AD cannot magically determine the derivative of `lambda x: exp(x)` or similar–it needs a lookup table for elementary functions, for example: https://github.com/HIPS/autograd/blob/304552b1ba42e42bce97f0... However, AD does support differentiating through program flow control including function calls, loops, conditionals, etc. subject to the caveats above, which is much more difficult to do analytically.

The idea has now been generalized to all linear operators in functional programming https://www.youtube.com/watch?v=MmkNSsGAZhw&feature=youtu.be and the associated paper https://dl.acm.org/citation.cfm?doid=3243631.3236765


After checking the wiki link: Does it internally construct a kind of AST for the symbolic derivative, but only returns particular values, not the derivative itself? i.e. Since the new function returns derivative values, it seems it must itself be the derivative...

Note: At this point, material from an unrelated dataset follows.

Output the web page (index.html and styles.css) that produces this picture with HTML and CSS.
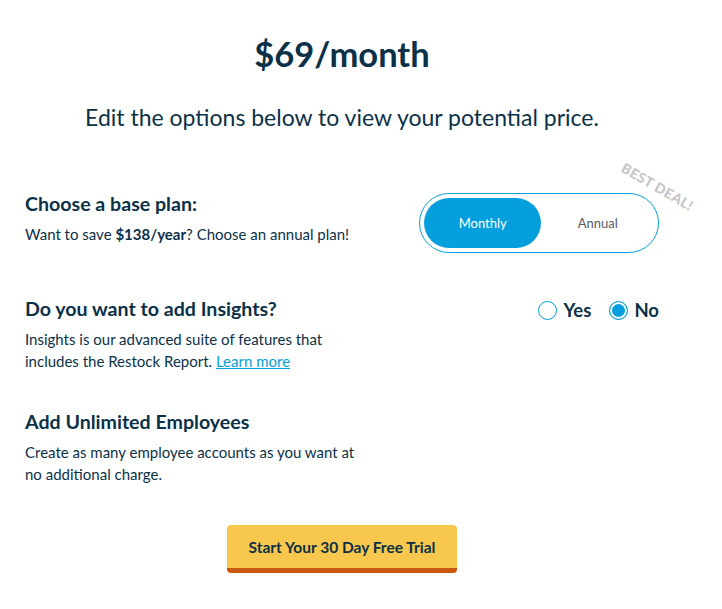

Looking at your github link, multiplication (product rule) doesn't seem to be handled there (only `def_linear(anp.multiply)`).

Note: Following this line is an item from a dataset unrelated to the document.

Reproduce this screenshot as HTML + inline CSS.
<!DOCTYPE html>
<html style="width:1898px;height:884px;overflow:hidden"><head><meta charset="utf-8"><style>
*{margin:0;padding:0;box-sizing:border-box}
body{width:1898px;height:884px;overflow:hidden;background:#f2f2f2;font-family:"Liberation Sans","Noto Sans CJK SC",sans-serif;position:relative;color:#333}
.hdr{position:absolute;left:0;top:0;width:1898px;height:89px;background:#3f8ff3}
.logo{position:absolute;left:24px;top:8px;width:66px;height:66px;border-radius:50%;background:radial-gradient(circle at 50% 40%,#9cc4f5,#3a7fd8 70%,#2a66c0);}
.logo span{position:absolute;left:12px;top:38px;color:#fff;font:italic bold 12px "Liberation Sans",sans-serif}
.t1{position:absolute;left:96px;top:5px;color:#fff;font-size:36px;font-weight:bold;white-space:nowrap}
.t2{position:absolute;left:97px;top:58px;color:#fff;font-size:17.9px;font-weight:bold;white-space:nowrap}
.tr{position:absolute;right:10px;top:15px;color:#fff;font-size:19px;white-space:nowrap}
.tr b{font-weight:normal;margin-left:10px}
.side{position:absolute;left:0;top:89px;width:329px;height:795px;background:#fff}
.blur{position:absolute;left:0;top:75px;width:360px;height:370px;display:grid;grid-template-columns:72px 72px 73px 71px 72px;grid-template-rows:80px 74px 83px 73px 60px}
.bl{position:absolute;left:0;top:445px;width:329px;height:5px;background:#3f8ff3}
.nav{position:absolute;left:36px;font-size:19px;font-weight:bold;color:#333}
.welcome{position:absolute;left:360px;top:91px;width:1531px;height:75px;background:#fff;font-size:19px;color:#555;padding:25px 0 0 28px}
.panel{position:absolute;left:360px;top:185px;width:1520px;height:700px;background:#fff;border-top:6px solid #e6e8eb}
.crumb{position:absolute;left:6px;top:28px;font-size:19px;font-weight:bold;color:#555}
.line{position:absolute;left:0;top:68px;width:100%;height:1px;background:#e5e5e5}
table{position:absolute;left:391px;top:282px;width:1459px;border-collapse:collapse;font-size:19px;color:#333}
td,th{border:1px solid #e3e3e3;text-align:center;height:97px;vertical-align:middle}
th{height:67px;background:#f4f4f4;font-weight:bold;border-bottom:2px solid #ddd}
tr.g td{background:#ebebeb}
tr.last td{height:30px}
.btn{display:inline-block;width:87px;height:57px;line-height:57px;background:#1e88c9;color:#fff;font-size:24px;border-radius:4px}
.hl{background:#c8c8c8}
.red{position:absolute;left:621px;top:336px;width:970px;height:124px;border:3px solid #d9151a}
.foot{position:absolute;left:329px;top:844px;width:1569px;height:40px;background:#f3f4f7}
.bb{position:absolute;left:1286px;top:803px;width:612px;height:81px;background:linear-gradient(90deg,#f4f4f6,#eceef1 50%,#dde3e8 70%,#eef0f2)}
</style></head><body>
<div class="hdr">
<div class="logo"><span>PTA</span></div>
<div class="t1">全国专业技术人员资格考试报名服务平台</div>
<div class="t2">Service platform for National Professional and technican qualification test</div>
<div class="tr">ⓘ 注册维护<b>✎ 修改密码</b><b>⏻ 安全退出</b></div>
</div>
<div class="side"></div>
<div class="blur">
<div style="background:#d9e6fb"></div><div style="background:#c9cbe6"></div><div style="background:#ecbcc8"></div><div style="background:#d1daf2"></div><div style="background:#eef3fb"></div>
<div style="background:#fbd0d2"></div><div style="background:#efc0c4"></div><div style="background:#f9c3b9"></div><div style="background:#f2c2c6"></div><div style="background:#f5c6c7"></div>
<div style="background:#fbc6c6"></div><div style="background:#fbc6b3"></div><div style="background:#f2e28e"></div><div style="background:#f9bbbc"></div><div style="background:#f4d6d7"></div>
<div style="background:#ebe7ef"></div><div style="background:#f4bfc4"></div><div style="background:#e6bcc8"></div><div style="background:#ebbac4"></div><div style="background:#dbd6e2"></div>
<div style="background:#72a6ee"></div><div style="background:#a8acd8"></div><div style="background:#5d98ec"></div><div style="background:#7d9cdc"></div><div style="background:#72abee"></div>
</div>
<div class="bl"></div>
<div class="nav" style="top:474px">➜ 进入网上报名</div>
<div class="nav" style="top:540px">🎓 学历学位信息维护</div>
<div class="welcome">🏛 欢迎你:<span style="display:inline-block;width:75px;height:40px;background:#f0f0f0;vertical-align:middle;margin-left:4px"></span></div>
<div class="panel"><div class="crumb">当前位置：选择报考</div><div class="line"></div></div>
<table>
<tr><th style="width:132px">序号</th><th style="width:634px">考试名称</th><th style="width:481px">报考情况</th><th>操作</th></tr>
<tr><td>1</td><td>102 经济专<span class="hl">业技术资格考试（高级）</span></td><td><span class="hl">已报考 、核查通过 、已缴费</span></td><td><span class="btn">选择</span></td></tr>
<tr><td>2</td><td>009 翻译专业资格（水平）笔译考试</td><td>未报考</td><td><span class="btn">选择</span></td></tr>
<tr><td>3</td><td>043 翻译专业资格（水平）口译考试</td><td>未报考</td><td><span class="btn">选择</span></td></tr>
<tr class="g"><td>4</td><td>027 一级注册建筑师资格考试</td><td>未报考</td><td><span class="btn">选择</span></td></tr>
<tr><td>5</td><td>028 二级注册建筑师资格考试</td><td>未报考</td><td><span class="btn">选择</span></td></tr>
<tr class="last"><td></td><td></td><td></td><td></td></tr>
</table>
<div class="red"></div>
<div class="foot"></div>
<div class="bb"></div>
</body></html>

Would an implementation be something really straightforward, like:

    *(f(x),g(x)): f(x)*g'(x) + f'(x)*g(x)
i.e. it internally constructs an AST of the derivative, but only returns results at specific points, not the AST itself.

(Actually, the wiki eg for Forward Accumulation (https://wikipedia.org/wiki/Automatic_differentiation#Forward...) does include a product differentiated in this way, so I guess I got it right).


> multiplication (product rule) doesn't seem to be handled there (only `def_linear(anp.multiply)`)

def_linear is what handles the product rule. Other product operations (like anp.cross, anp.inner etc.) are implemented the same way. It's called "linear" because products are multi-linear functions, i.e. they are linear in each individual argument and you can get the derivative with respect to each parameter by simple substitution. (x+Δx)y - xy = Δxy. Together with the chain-rule for multi-parameter functions, the classic product rule falls out for free.


Neither, they mean automatic differentiation [1], which is not symbolic like SymPy or Mathematica, but also is not finite differences.

Often, the interface for doing this is to just extend an existing numerical or array type and overload all the arithmetic operations to keep track of the gradients. Then ordinary code for numerical computations will "just work". That's basically what they've done here, except with a sophisticated compiler.

1: https://en.wikipedia.org/wiki/Automatic_differentiation


How's AD different from simply calling the function with a slightly perturbed input and observing how much the output changes? I assume it's more efficient with multivariable functions because the aforementioned method requires one call per parameter?


It is indeed much more efficient. In general, you can evaluate a scalar function and its gradient with less than twice the effort required to compute the scalar function alone -- regardless of the number of parameters.


> How's AD different from simply calling the function with a slightly perturbed input and observing how much the output changes?

AD gives a more precise result, as AD calculates the value of the derivative at the point you want without any perturbed input. AD is also faster, as calculating the value of the derivative usually requires about the same number of elementary operations as calculating the value of the function. Whereas with finite difference you need to calculate the function twice.